Things did not go well for the anti-Syrian refugee camp.

As Charles Jacobs of APT spoke, he was several times interrupted by those in attendance. He was called repeatedly on his racist and inflammatory speech. I wrote about Jacobs’ problematic and bigoted past here. Jacobs pressed on through his speech, if for no other reason than to have posted this fake news story about the event here. (Note that the story says nothing about the crowd assembled against Jacobs, that the picture used gives the impression that the crowd was there in support of his message and that the piece gives the impression that the crowd could hear and cared about his message.)

Jacobs became visibly flustered and several times argued with the crowd, turning the event into a call and response. Jacobs claims to represent the interests of American Jews, but the Jewish people who I spoke with at the event all told me that Jacobs is a bigot who does not in any way represent them.

Pete Hoekstra did no better than Jacobs.  At one point in his speech, Hoekstra mentioned genocide, prompting a Brown student to ask, “What about the genocide in Palestine?” In response, a photographer with Hoekstra and Jacobs’ group asked, “What Palestine?” eliciting first a shocked silence, then a loud denunciation.

Tired of what she called Hoekstra’s lies, Sterk Zaza, a Syrian immigrant, stood and asked Hoekstra, “Are you better than me?” Hoekstra never answered.
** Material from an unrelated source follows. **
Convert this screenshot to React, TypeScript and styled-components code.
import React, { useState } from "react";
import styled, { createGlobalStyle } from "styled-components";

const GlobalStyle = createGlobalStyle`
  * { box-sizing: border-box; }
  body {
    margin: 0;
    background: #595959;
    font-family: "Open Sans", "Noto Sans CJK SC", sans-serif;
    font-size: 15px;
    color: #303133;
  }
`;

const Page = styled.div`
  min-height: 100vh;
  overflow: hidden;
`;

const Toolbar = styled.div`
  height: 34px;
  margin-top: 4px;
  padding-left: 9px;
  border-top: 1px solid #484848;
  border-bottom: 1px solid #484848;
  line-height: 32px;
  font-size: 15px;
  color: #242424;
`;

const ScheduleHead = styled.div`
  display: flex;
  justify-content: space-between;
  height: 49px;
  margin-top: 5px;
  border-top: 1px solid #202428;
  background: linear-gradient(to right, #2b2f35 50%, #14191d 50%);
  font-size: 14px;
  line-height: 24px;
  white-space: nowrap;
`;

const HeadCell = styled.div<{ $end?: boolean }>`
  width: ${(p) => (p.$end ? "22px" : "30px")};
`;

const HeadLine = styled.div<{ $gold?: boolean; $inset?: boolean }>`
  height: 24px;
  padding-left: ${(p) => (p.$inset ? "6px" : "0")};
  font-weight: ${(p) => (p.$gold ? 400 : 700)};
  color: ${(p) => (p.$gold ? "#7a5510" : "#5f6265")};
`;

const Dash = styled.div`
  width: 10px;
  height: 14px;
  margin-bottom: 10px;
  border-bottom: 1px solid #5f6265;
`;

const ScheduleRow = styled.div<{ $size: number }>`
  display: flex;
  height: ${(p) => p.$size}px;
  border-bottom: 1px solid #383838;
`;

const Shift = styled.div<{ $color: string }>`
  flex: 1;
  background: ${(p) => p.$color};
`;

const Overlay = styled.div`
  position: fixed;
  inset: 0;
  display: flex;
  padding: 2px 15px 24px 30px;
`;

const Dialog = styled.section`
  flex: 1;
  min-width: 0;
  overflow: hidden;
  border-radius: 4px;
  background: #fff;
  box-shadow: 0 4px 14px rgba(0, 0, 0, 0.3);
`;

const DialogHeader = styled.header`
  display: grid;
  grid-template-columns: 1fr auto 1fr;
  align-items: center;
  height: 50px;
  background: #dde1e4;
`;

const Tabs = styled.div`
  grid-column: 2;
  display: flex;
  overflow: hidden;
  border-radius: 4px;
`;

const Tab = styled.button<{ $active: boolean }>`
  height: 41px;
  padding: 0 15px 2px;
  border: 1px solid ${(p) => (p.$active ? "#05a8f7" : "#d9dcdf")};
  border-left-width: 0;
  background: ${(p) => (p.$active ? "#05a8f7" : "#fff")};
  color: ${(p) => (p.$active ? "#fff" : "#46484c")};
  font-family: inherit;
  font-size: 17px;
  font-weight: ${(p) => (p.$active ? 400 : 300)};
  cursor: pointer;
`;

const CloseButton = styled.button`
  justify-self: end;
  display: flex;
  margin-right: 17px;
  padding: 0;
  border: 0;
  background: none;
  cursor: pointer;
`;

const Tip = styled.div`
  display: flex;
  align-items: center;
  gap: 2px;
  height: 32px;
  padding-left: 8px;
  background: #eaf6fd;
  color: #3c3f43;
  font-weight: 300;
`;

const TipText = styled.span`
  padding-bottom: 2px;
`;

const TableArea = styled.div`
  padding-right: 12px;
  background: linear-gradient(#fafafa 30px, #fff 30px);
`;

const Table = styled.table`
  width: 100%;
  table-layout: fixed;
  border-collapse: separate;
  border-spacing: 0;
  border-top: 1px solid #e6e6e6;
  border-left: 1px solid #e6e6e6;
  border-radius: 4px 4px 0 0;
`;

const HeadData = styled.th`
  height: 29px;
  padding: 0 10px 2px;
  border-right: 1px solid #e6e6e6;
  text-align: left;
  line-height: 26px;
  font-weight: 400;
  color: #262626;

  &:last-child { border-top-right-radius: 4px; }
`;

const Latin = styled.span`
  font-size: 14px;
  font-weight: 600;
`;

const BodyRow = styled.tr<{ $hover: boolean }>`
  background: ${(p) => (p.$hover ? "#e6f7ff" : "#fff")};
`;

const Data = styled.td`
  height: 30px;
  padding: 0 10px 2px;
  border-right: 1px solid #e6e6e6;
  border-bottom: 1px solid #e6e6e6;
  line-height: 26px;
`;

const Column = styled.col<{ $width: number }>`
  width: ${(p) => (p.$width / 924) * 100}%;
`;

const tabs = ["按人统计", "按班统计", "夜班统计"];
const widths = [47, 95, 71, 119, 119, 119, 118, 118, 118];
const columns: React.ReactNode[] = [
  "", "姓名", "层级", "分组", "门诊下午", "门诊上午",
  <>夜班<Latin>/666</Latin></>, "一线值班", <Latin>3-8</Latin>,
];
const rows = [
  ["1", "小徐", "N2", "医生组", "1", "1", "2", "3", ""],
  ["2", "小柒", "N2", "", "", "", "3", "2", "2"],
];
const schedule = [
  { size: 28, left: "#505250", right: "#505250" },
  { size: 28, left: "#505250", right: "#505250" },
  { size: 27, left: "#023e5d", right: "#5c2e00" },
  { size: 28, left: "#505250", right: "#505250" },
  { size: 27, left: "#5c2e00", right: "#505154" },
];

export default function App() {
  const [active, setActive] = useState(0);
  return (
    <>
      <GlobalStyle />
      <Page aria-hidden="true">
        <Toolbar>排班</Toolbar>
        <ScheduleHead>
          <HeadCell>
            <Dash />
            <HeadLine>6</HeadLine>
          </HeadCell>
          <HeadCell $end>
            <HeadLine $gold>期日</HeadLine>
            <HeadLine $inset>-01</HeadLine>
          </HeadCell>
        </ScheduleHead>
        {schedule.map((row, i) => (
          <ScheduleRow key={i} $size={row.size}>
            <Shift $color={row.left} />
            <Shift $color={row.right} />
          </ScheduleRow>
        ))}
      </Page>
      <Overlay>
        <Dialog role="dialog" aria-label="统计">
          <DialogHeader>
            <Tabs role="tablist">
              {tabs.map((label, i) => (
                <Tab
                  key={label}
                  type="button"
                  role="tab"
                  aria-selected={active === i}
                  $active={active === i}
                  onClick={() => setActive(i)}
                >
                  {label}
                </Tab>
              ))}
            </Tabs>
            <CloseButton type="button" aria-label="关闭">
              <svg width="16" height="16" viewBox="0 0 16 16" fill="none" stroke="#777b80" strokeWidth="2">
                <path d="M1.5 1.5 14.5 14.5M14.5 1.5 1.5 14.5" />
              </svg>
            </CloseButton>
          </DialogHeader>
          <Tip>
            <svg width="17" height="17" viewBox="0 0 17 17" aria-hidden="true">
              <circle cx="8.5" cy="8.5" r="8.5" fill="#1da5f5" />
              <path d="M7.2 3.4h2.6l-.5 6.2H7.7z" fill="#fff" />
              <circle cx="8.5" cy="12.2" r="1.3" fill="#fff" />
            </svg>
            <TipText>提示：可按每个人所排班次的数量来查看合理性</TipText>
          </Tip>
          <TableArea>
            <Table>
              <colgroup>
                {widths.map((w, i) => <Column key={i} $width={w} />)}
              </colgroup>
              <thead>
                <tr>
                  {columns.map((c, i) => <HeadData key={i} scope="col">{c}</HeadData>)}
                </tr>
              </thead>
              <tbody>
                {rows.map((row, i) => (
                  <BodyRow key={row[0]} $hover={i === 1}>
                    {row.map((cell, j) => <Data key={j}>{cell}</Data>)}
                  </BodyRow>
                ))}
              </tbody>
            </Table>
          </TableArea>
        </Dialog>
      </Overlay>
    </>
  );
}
Afterwards, Hoekstra said,  in conversation with Omar Bah of the Refugee Dream Center, “I’ve been in politics for 18 years, and I have never been met with a group as hostile and uncivil as what you are. Congratulations.”

The anti-Syrian refugee speakers were continually disrupted throughout their presentations.
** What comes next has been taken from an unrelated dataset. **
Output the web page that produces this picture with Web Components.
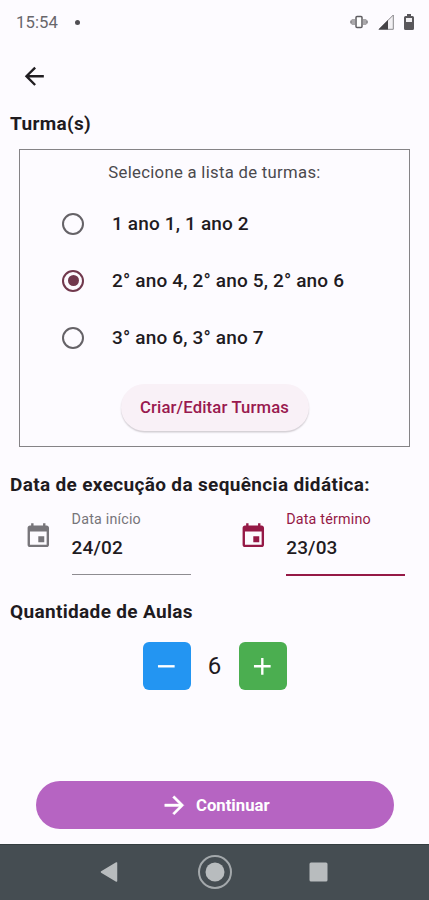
<!DOCTYPE html>
<html lang="pt-BR">
<head>
<meta charset="utf-8">
<title>Turmas</title>
<style>
html,body{margin:0;height:100%;background:#fdfbff}
body{font-family:Roboto,"Noto Sans",sans-serif;color:#1f1b1f;overflow:hidden}
</style>
</head>
<body>
<lesson-screen></lesson-screen>
<script>
const define = (name, html) => customElements.define(name, class extends HTMLElement {
  constructor() {
    super();
    const t = document.createElement('template');
    t.innerHTML = html;
    this.attachShadow({mode: 'open'}).append(t.content.cloneNode(true));
  }
});

define('status-bar', `
<style>
:host{display:flex;box-sizing:border-box;height:44px;padding:0 15px 0 16px;align-items:center;color:#68666b}
time{font-size:16.7px;line-height:20px;letter-spacing:.1px;padding-top:2px}
i{width:5px;height:5px;border-radius:50%;background:#504e53;margin-left:17px}
svg{display:block}
.v{margin-left:auto}.s{margin-left:10px}.b{margin-left:10px}
</style>
<time>15:54</time><i></i>
<svg class="v" width="18" height="14" viewBox="0 0 18 14"><path d="M0 7l2-3h3v6H2zM18 7l-2-3h-3v6h3z" fill="#aaa8ab"/><path d="M1 5.5v3M17 5.5v3" stroke="#77757a"/><rect x="6" y="1.5" width="6" height="11" rx="1" fill="#fff" stroke="#5e5c60" stroke-width="1.5"/></svg>
<svg class="s" width="16" height="16" viewBox="0 0 16 16"><path d="M15.3 1v14.3H1z" fill="#f2f0f3" stroke="#89878b" stroke-width="1"/><path d="M10 6v9.5H.5z" fill="#454347"/></svg>
<svg class="b" width="10" height="16" viewBox="0 0 10 16"><path d="M3 0h4v2h1.5Q10 2 10 3.5v11Q10 16 8.500 16h-7Q0 16 0 14.500v-11Q0 2 1.500 2H3z" fill="#59575b"/><path d="M2 4h6V8H2z" fill="#f1eff2"/></svg>`);

define('app-bar', `
<style>:host{display:flex;height:68px;box-sizing:border-box;padding:0 0 3px 20px;align-items:center}svg{display:block}</style>
<svg width="28.600" height="28.600" viewBox="0 0 24 24" fill="#201d21"><path d="M20 11H7.830l5.590-5.590L12 4l-8 8 8 8 1.410-1.410L7.830 13H20v-2z"/></svg>`);

define('section-title', `
<style>:host{display:block;font-size:19px;line-height:24px;font-weight:700;letter-spacing:.34px;padding-left:10px;white-space:nowrap}</style><slot></slot>`);

define('class-panel', `
<style>
:host{display:flex;flex-direction:column;box-sizing:border-box;width:391px;height:298px;margin-left:19px;border:1.400px solid #858386;padding-top:12px}
.cap{text-align:center;font-size:16.700px;line-height:22px;letter-spacing:.3px;color:#4b494d;padding-bottom:11px}
.foot{display:flex;justify-content:center;padding-top:18px}
</style>
<div class="cap"><slot name="caption"></slot></div>
<slot></slot>
<div class="foot"><slot name="action"></slot></div>`);

define('radio-option', `
<style>
:host{display:flex;height:57px;align-items:center;padding-left:42px;gap:28px;font-size:19px;letter-spacing:.16px;font-weight:500;white-space:nowrap}
i{box-sizing:border-box;width:22px;height:22px;border-radius:50%;border:2.200px solid #656267;display:grid;place-items:center}
:host([checked]) i{border-color:#71384d}
:host([checked]) i::after{content:"";width:11px;height:11px;border-radius:50%;background:#71384d}
</style><i></i><span><slot></slot></span>`);

define('tonal-button', `
<style>button{all:unset;box-sizing:border-box;width:188px;height:47px;border-radius:24px;background:#f9f1f7;color:#99194f;text-align:center;font-size:16.700px;font-weight:500;letter-spacing:.14px;box-shadow:0 1.500px 1.500px #d2cdd3;white-space:nowrap}:host{display:block}</style>
<button><slot></slot></button>`);

define('date-field', `
<style>
:host{display:flex;align-items:flex-start;gap:19px;--c:#77757a}
:host([focused]){--c:#951946}
svg{display:block;margin-top:12px}
.f{width:119px;height:65px;box-sizing:border-box;border-bottom:1px solid #8e8c91}
:host([focused]) .f{border-bottom:2px solid var(--c);height:66px}
.l{font-size:14.300px;line-height:18px;letter-spacing:.2px;color:var(--c);white-space:nowrap}
.v{font-size:19px;line-height:24px;padding-top:8px;letter-spacing:.15px;font-weight:500}
</style>
<svg width="28.600" height="28.600" viewBox="0 0 24 24" fill="var(--c)"><path d="M17 12h-5v5h5v-5zM16 1v2H8V1H6v2H5c-1.110 0-1.990.9-1.990 2L3 19c0 1.100.89 2 2 2h14c1.100 0 2-.9 2-2V5c0-1.100-.9-2-2-2h-1V1h-2zm3 18H5V8h14v11z"/></svg>
<div class="f"><div class="l"><slot name="label"></slot></div><div class="v"><slot></slot></div></div>`);

define('count-stepper', `
<style>
:host{display:flex;justify-content:center;align-items:center}
b{display:grid;place-items:center;width:48px;height:48px;border-radius:6px;background:#2395f2}
b.p{background:#4bae50}
span{width:48px;text-align:center;font-size:24px;line-height:28px}
svg{display:block}
</style>
<b><svg width="28.600" height="28.600" viewBox="0 0 24 24" fill="#fff"><path d="M19 13H5v-2h14z"/></svg></b>
<span><slot></slot></span>
<b class="p"><svg width="28.600" height="28.600" viewBox="0 0 24 24" fill="#fff"><path d="M19 13h-6v6h-2v-6H5v-2h6V5h2v6h6z"/></svg></b>`);

define('primary-button', `
<style>:host{display:block}button{all:unset;box-sizing:border-box;width:358px;height:48px;border-radius:24px;background:#b664c2;color:#fff;display:flex;align-items:center;justify-content:center;gap:7px;font-size:16.700px;font-weight:700;letter-spacing:.02px;white-space:nowrap}svg{display:block}</style>
<button><svg width="28.600" height="28.600" viewBox="0 0 24 24" fill="#fff" stroke="#fff" stroke-width=".4"><path d="M12 4l-1.410 1.410L16.170 11H4v2h12.170l-5.580 5.590L12 20l8-8z"/></svg><span><slot></slot></span></button>`);

define('nav-bar', `
<style>:host{display:flex;height:56px;background:#454d52;border-top:1px solid #353e41;box-sizing:border-box;align-items:center;padding:0 0 1px 100px}svg{display:block}.h{margin-left:79px}.r{margin-left:76px}</style>
<svg width="18" height="20" viewBox="0 0 18 20"><path d="M1.500 10L16.500 1v18z" fill="#b8bcbe" stroke="#b8bcbe" stroke-width="1.500" stroke-linejoin="round"/></svg>
<svg class="h" width="36" height="36" viewBox="0 0 36 36"><circle cx="18" cy="18" r="16" fill="none" stroke="#a3a8ab" stroke-width="2"/><circle cx="18" cy="18" r="9.500" fill="#b8bcbe"/></svg>
<svg class="r" width="19" height="20" viewBox="0 0 19 20"><rect x=".5" y=".5" width="18" height="19" rx="1.500" fill="#b8bcbe"/></svg>`);

define('lesson-screen', `
<style>
:host{display:flex;flex-direction:column;width:429px;height:900px;background:#fdfbff}
class-panel{margin-top:13px}
.t2{margin-top:26px}
.dates{display:flex;gap:48px;padding:13px 0 0 24px;height:78px;box-sizing:border-box}
.t3{margin-top:25px}
count-stepper{margin-top:18px}
primary-button{margin:auto 0 15px 36px}
</style>
<status-bar></status-bar>
<app-bar></app-bar>
<section-title class="t1">Turma(s)</section-title>
<class-panel>
<span slot="caption">Selecione a lista de turmas:</span>
<radio-option>1 ano 1, 1 ano 2</radio-option>
<radio-option checked>2° ano 4, 2° ano 5, 2° ano 6</radio-option>
<radio-option>3° ano 6, 3° ano 7</radio-option>
<tonal-button slot="action">Criar/Editar Turmas</tonal-button>
</class-panel>
<section-title class="t2">Data de execução da sequência didática:</section-title>
<div class="dates">
<date-field><span slot="label">Data início</span>24/02</date-field>
<date-field focused><span slot="label">Data término</span>23/03</date-field>
</div>
<section-title class="t3">Quantidade de Aulas</section-title>
<count-stepper>6</count-stepper>
<primary-button>Continuar</primary-button>
<nav-bar></nav-bar>`);
</script>
</body>
</html>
The counter protest and the pro-Syrian refugee event held afterwards were organized in part by the RI State Council of Churches, the Dorcas Institute, the Refugee Dream Center, members and families in the Syrian community, Quaker Friends, CAIR-MA, the Standing on the Side of Love committees of several Unitarian Universalist churches, and perhaps 200 students from various organizations at Brown University.

After the failed and frankly embarrassing anti-refugee  event was over, Hoekstra and Jacobs left the State House and the pro-Syrian rally began. John Jacobs from the the Massachusetts chapter of the Council on American-Islamic Relations (CAIR-MA) introduced the speakers. First up was State Senator Josh Miller.

Rabbi Howard Voss-Altman spoke next. Rabbi Voss-Altman said that he stood before the crowd as “a proud descendant of Jewish refugees who came here,” to America.

Omar Bah of the Refugee Dream Center came to America after being hunted, imprisoned and  tortured in his home country. “What America stands for is love, is openness and its welcoming spirit…”

Businessman Youssef Bahralom is a gemologist and “very proud to be a Syriana and an American at the same time…”

RI State Representative Aaron Regunberg talked of being descended from a Jewish grandfather who escaped the Nazis. He was saddened to learn that the United States did not open its borders to Jewish refugees out of ignorance and bigotry. “It’s up to all of us here to make sure this time around,” said Regunberg, “the story has a different ending. This time, instead of succumbing to our basest instincts, Rhode Island stands up for its most fundamental values.”

Reverend Donald Anderson of the RI Council of Churches, said, “Unfortunately there are those among us who would turn their backs on our tradition of welcoming all faith traditions. But we must not let those who would prey upon fear and prejudice to snuff out the flame of religious freedom that makes our state and country so special.”

Sterk Zaza said she went to school in Syria, and contrary to the words of Charles Jacobs, “I was not taught to hate Jews. I was not taught to hate Christians. I have walked the streets of streets of Syraia and I have shaken the hands of Jews, of Christians, of Shia, of Sunni… and the man who was standing here, telling all these lies, couldn’t even answer me and tell me why he was any different than I am.”